だがその時打席に立った男はそれでも観衆の心をとらえるものがあった。スワローズの大ベテランにして、アテネオリンピックと北京オリンピックの野球日本代表キャプテンを務めた宮本慎也選手である。彼が静かにバッターボックスに入ると大きな声援が湧き上がった。スコアは阪神と互いに二点を奪い合ったあとゼロ行進を続け、延長戦に突入。十一回裏、宮本にその日五度目の打席が回ってきた。
応援団は力一杯に彼の名を合唱し、僕は後ろに座ってビールに口をあてていた。勝つ時は勝つ、負ける時は負ける。そう心のなかで呟いて投手と打者の間を往き来する白い球を眺めていた。五球でフルカウントになり、少しの間が空く。足で掘り起こしたマウンドからプレートを蹴って球が投げ込まれる。振り抜いた打球はファウル。期待と安堵がどよめきとなって球場に広がる。実際、四打数無安打の調子を鑑みれば、四球を選んで出塁するのがベターというファンの胸中を想像するには難くない。
今度は宮本が打席から離れ、一汗拭う。相手は選り抜かれたリリーフ。次で勝負が決まる、と息を呑む。投げた。乾いた音が神宮の夜空に響き渡る。すぐにそれをかき消すような大歓声が続き、レフトに高々と舞い上がった白球を目で追いかけた。それくらいの報いがあっていいはずだ、と僕はコップを握り締め立ち上がった。長いキャリアで優勝という一条の光が射し込んだとはいえ、その多くは決して強くはないチームに燻し銀のごとく捧げてきた。勝ち目がなくても独り三遊間を駆け巡り、打席ではよくファウルで粘って、機を見た犠打で進塁させる。晴れはあくまで晴れ間として去来し、雲のように流れていった十数年。

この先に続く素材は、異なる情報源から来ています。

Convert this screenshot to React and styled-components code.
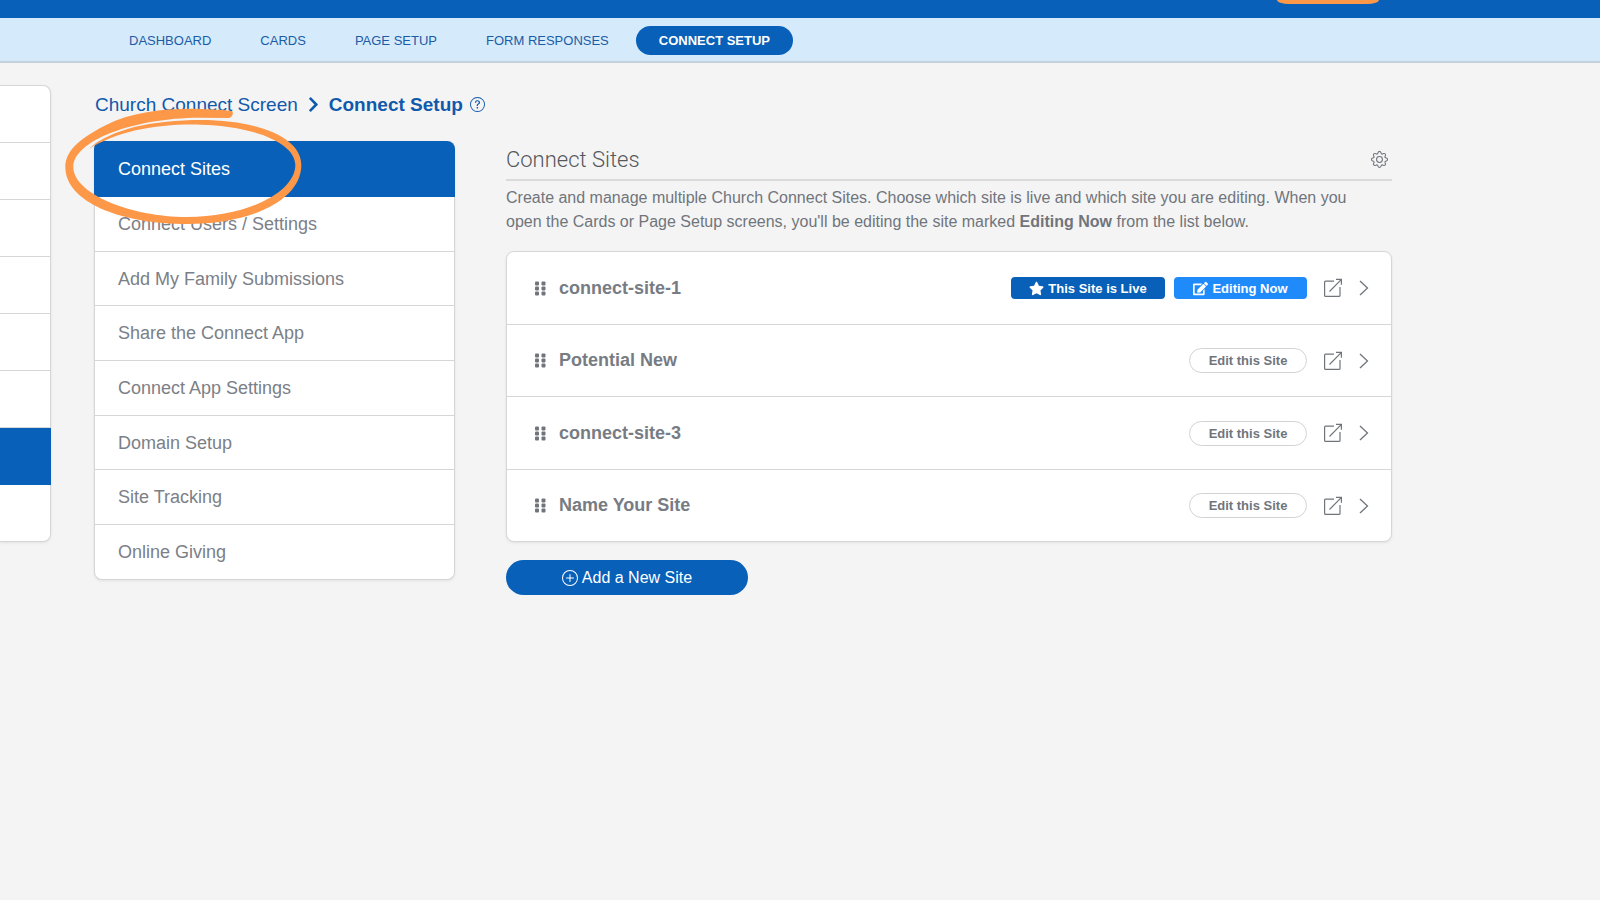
import React from 'react';
import styled, { createGlobalStyle } from 'styled-components';
import { FaStar, FaEdit, FaChevronRight } from 'react-icons/fa';
import { BsGear, BsPlusCircle, BsQuestionCircle } from 'react-icons/bs';

const navLinks = ['Dashboard', 'Cards', 'Page Setup', 'Form Responses', 'Connect Setup'];

const menuItems = [
    'Connect Sites',
    'Connect Users / Settings',
    'Add My Family Submissions',
    'Share the Connect App',
    'Connect App Settings',
    'Domain Setup',
    'Site Tracking',
    'Online Giving',
];

const sites = [
    { name: 'connect-site-1', live: true, editing: true },
    { name: 'Potential New' },
    { name: 'connect-site-3' },
    { name: 'Name Your Site' },
];

const RAIL_ROWS = 8;
const RAIL_ACTIVE = 6;

const GripIcon = () => (
    <svg width="11" height="15" viewBox="0 0 11 15" fill="currentColor" aria-hidden="true">
        {[0, 5, 10].map(y => (
            <React.Fragment key={y}>
                <rect x="0" y={y + 0.5} width="4" height="4" rx="1" />
                <rect x="6.5" y={y + 0.5} width="4" height="4" rx="1" />
            </React.Fragment>
        ))}
    </svg>
)

const OpenIcon = () => (
    <svg width="20" height="20" viewBox="0 0 20 20" fill="none" stroke="currentColor" strokeWidth="1.2" aria-hidden="true">
        <path d="M11 3.2H2.6a1 1 0 0 0-1 1v13.2a1 1 0 0 0 1 1H16a1 1 0 0 0 1-1V9" />
        <path d="M6.5 13.5L18.2 1.6M13 1.4h5.4v5.4" />
    </svg>
)

const ArrowIcon = () => (
    <svg width="10" height="16" viewBox="0 0 10 16" fill="none" stroke="currentColor" strokeWidth="1.3" aria-hidden="true">
        <path d="M1 1l7.5 7L1 15" />
    </svg>
)

const Marker = () => (
    <MarkerSvg viewBox="0 0 720 360" aria-hidden="true">
        <path d="M503 12C400 2 240 -4 122 56C40 98 4 135 4 180C4 285 170 351 369 351C560 351 712 280 712 174C712 90 580 39 410 39C270 39 140 65 75 126C160 72 280 50 410 53C560 56 694 105 694 174C694 255 550 330 369 330C200 330 28 260 28 180C28 100 210 33 405 32L495 33C508 31 509 14 503 12Z" />
    </MarkerSvg>
)

const SiteRow = ({ site }) => (
    <Row>
        <Grip aria-label={`Move ${site.name}`}><GripIcon /></Grip>
        <SiteName>{site.name}</SiteName>
        {site.live && <Badge $color="#0860b8" $width={154}><FaStar size={15} />This Site is Live</Badge>}
        {site.editing
            ? <Badge $color="#1f8bfb" $width={133}><FaEdit size={15} />Editing Now</Badge>
            : <EditButton>Edit this Site</EditButton>
        }
        <RowLink href="#open" aria-label={`Open ${site.name}`}><OpenIcon /></RowLink>
        <RowLink href="#details" aria-label={`${site.name} details`}><ArrowIcon /></RowLink>
    </Row>
)

const App = () => {
    return(
        <>
            <GlobalStyle />
            <TopBar><TopTab /></TopBar>
            <Nav>
                {navLinks.map(e => (
                    <NavLink key={e} href="#" $active={e === 'Connect Setup'}>{e}</NavLink>
                ))}
            </Nav>
            <Page>
                <Rail>
                    {Array.from({ length: RAIL_ROWS }, (_, i) => (
                        <RailRow key={i} $active={i === RAIL_ACTIVE} />
                    ))}
                </Rail>
                <Content>
                    <Breadcrumb>
                        <a href="#church">Church Connect Screen</a>
                        <FaChevronRight size={17} />
                        <strong>Connect Setup</strong>
                        <HelpButton aria-label="Help"><BsQuestionCircle size={15} /></HelpButton>
                    </Breadcrumb>
                    <Columns>
                        <Menu>
                            {menuItems.map((e, i) => (
                                <MenuItem key={e} href="#" $active={i === 0}>{e}</MenuItem>
                            ))}
                            <Marker />
                        </Menu>
                        <Main>
                            <Heading>
                                <h1>Connect Sites</h1>
                                <GearButton aria-label="Settings"><BsGear size={17} /></GearButton>
                            </Heading>
                            <Description>
                                Create and manage multiple Church Connect Sites. Choose which site is live and which site you are editing. When you open the Cards or Page Setup screens, you'll be editing the site marked <strong>Editing Now</strong> from the list below.
                            </Description>
                            <SiteList>
                                {sites.map(e => <SiteRow key={e.name} site={e} />)}
                            </SiteList>
                            <AddButton><BsPlusCircle size={16} />Add a New Site</AddButton>
                        </Main>
                    </Columns>
                </Content>
            </Page>
        </>
    )
}

const GlobalStyle = createGlobalStyle`
    * {
        box-sizing: border-box;
    }
    body {
        margin: 0;
        background-color: #f4f4f4;
        color: #70757c;
        font-family: "Liberation Sans", Arial, sans-serif;
        font-size: 16px;
    }
    a {
        color: inherit;
        text-decoration: none;
    }
    button {
        font-family: inherit;
        color: inherit;
        background: none;
        border: 0;
        padding: 0;
        cursor: pointer;
    }
`

const TopBar = styled.header`
    height: 18px;
    background-color: #0860b8;
    display: flex;
    justify-content: flex-end;
    padding-right: 221px;
`

const TopTab = styled.div`
    width: 102px;
    height: 4px;
    background-color: #fd9848;
    border-radius: 0 0 12px 12px / 0 0 4px 4px;
`

const Nav = styled.nav`
    display: flex;
    align-items: center;
    gap: 5px;
    height: 45px;
    padding: 1px 0 0 107px;
    background-color: #d5eafb;
    border-bottom: 2px solid #c3d1dc;
`

const NavLink = styled.a`
    padding: 1px ${props => props.$active ? 23 : 22}px 0;
    line-height: 28px;
    border-radius: 15px;
    font-size: 13px;
    text-transform: uppercase;
    font-weight: ${props => props.$active ? 700 : 400};
    color: ${props => props.$active ? '#fff' : '#1c5ca6'};
    background-color: ${props => props.$active ? '#0860b8' : 'transparent'};
`

const Page = styled.div`
    display: flex;
    align-items: flex-start;
    gap: 43px;
    padding: 22px 13% 40px 0;
`

const Rail = styled.aside`
    flex: none;
    width: 51px;
    background-color: #fff;
    border: 1px solid #d5d6d8;
    border-left: 0;
    border-radius: 0 8px 8px 0;
    box-shadow: 0 1px 3px rgba(0,0,0,.08);
`

const RailRow = styled.div`
    height: 57px;
    border-bottom: 1px solid #d5d6d8;

    ${props => props.$active && `
        margin-right: -1px;
        border-color: #0860b8;
        background-color: #0860b8;
    `}

    &:last-child {
        border-bottom: 0;
        height: 56px;
    }
`

const Content = styled.div`
    flex: 1;
    min-width: 0;
    padding-top: 7px;
`

const Breadcrumb = styled.div`
    display: flex;
    align-items: center;
    gap: 7px;
    height: 25px;
    padding-left: 1px;
    font-size: 19px;
    color: #1159ab;
`

const HelpButton = styled.button`
    display: flex;
`

const Columns = styled.div`
    display: flex;
    align-items: flex-start;
    gap: 51px;
    margin-top: 24px;
`

const Menu = styled.nav`
    position: relative;
    flex: none;
    width: 361px;
    background-color: #fff;
    border: 1px solid #d5d6d8;
    border-top: 0;
    border-radius: 8px;
    box-shadow: 0 1px 3px rgba(0,0,0,.08);
`

const MenuItem = styled.a`
    display: block;
    height: 55px;
    padding-left: 23px;
    line-height: 54px;
    font-size: 18px;
    color: ${props => props.$active ? '#fff' : '#7b8087'};
    background-color: ${props => props.$active ? '#0860b8' : 'transparent'};
    border-bottom: 1px solid #d5d6d8;

    &:first-child {
        height: 56px;
        line-height: 56px;
        margin: 0 -1px;
        padding-left: 24px;
        border-radius: 8px 8px 0 0;
        border-color: #0860b8;
    }

    &:nth-child(3n) {
        height: 54px;
    }

    &:nth-last-child(2) {
        height: 54px;
        border-bottom: 0;
    }
`

const MarkerSvg = styled.svg`
    position: absolute;
    top: -34px;
    left: -31px;
    width: 240px;
    height: 120px;
    fill: #fd9848;
    pointer-events: none;
`

const Main = styled.main`
    flex: 1;
    min-width: 0;
`

const Heading = styled.div`
    display: flex;
    align-items: center;
    justify-content: space-between;
    height: 40px;
    padding: 0 4px 2px 0;
    border-bottom: 2px solid #d9dadb;

    h1 {
        margin: 0;
        font-family: Roboto, "Liberation Sans", sans-serif;
        font-size: 22px;
        font-weight: 300;
        color: #55585c;
    }
`

const GearButton = styled.button`
    display: flex;
`

const Description = styled.p`
    margin: 5px 0 17px;
    padding-right: 28px;
    font-size: 16px;
    line-height: 24px;
`

const SiteList = styled.div`
    background-color: #fff;
    border: 1px solid #d5d6d8;
    border-radius: 8px;
    box-shadow: 0 1px 3px rgba(0,0,0,.08);
`

const Row = styled.div`
    display: flex;
    align-items: center;
    height: 73px;
    padding: 0 22px 0 28px;
    border-bottom: 1px solid #d5d6d8;

    &:nth-child(even) {
        height: 72px;
    }

    &:last-child {
        height: 71px;
        border-bottom: 0;
    }
`

const Grip = styled.button`
    display: flex;
    margin-right: 13px;
    cursor: grab;
`

const SiteName = styled.span`
    flex: 1;
    font-size: 18px;
    font-weight: 700;
    color: #777c84;
`

const Badge = styled.span`
    display: flex;
    align-items: center;
    justify-content: center;
    gap: 4px;
    width: ${props => props.$width}px;
    height: 22px;
    margin-left: 9px;
    border-radius: 4px;
    font-size: 13px;
    font-weight: 700;
    color: #fff;
    background-color: ${props => props.$color};
`

const EditButton = styled.button`
    width: 118px;
    height: 25px;
    border: 1px solid #d2d3d6;
    border-radius: 13px;
    font-size: 13px;
    font-weight: 700;
`

const RowLink = styled.a`
    display: flex;
    margin-left: 16px;
`

const AddButton = styled.button`
    display: flex;
    align-items: center;
    justify-content: center;
    gap: 4px;
    width: 242px;
    height: 35px;
    margin-top: 18px;
    border-radius: 18px;
    font-size: 16px;
    color: #fff;
    background-color: #0860b8;
`

export default App;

なぜ、誰のために? 脳裏をかすめる数多くの問いがこのホームランで清算されたら。
大歓声は数秒のうちにおさまり、ダイヤモンドを途中で引き返しゆっくりとベンチに向かう彼に拍手が送られた。フェンスには一歩、届かなかった。その後ろ姿は大きくも小さくもなく「五勝五敗」を引き受け背負う生の重さに満ちあふれ、彼の足取りをより確かなものにしていた。
バレンティンが60本塁打という華麗なる日本記録を打ち立てたこの日、一人の男が引退した。